— Begin Data provided —

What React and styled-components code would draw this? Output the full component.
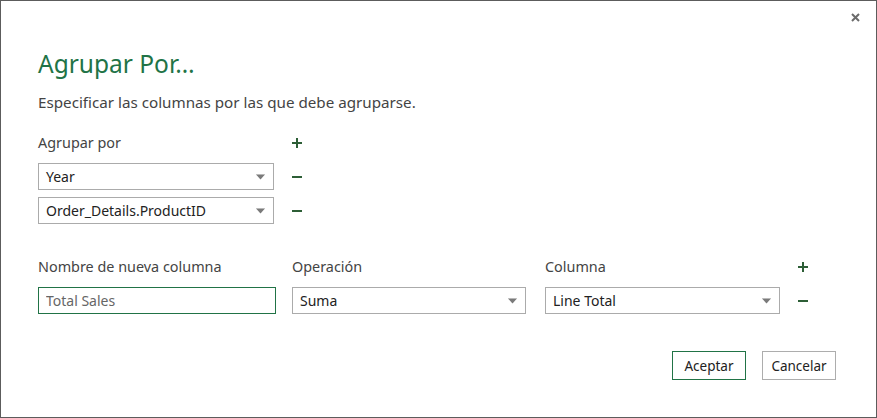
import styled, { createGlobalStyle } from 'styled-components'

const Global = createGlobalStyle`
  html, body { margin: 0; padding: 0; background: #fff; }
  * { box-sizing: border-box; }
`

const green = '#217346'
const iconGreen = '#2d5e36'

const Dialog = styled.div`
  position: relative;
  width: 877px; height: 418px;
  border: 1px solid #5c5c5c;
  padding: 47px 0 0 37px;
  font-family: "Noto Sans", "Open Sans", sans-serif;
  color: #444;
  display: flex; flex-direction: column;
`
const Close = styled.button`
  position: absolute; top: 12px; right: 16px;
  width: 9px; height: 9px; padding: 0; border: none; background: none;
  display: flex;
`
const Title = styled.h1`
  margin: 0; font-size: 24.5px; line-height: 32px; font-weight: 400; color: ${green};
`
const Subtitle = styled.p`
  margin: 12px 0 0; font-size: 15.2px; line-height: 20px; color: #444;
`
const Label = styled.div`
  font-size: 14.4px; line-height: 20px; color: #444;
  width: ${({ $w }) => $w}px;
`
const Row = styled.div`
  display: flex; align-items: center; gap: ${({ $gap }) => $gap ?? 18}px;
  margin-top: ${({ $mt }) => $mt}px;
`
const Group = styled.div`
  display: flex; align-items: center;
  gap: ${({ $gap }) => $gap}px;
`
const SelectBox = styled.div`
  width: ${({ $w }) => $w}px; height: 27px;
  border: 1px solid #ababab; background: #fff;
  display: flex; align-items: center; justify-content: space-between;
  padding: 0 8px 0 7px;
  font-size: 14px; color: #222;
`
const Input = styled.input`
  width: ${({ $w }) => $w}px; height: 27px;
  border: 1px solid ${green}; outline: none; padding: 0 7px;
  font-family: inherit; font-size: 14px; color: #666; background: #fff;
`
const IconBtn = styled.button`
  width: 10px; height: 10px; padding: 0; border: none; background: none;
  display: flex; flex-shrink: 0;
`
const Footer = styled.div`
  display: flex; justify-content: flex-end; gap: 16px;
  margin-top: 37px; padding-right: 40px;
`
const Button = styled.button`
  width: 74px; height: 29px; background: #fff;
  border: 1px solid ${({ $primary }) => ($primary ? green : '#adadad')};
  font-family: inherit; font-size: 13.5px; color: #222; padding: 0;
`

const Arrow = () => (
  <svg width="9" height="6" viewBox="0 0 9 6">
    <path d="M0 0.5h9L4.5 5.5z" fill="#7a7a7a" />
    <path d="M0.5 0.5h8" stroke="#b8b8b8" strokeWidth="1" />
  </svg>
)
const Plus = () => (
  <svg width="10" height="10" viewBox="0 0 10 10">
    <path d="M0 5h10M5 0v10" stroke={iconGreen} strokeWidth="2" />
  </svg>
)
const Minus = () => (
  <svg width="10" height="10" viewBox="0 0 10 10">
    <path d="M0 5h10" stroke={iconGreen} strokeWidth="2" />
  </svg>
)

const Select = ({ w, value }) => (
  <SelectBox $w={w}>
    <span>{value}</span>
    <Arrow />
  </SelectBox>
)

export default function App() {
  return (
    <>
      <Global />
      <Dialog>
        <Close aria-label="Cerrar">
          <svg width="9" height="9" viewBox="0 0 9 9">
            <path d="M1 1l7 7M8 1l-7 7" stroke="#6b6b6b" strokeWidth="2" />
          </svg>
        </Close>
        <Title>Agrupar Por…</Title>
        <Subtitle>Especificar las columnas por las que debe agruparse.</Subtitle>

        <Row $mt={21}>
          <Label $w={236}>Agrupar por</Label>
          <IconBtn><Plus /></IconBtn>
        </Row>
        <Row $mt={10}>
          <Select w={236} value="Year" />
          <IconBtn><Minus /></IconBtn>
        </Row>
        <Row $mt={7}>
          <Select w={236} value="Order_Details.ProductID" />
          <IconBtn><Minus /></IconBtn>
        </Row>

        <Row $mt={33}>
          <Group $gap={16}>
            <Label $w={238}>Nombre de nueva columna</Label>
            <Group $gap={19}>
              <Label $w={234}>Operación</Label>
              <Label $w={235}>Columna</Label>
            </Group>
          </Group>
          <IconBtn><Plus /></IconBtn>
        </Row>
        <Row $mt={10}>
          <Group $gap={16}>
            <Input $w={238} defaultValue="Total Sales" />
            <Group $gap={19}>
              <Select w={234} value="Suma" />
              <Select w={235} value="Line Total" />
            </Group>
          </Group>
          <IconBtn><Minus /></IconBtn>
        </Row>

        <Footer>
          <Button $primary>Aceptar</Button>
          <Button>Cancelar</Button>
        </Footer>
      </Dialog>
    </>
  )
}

— End Data provided —

» **Brief**: From the first line above through the line containing "const iconGreen = '#2d5e36'", copy everything exactly, without the pictures.

» **Output of the task**:
What React and styled-components code would draw this? Output the full component.
import styled, { createGlobalStyle } from 'styled-components'

const Global = createGlobalStyle`
  html, body { margin: 0; padding: 0; background: #fff; }
  * { box-sizing: border-box; }
`

const green = '#217346'
const iconGreen = '#2d5e36'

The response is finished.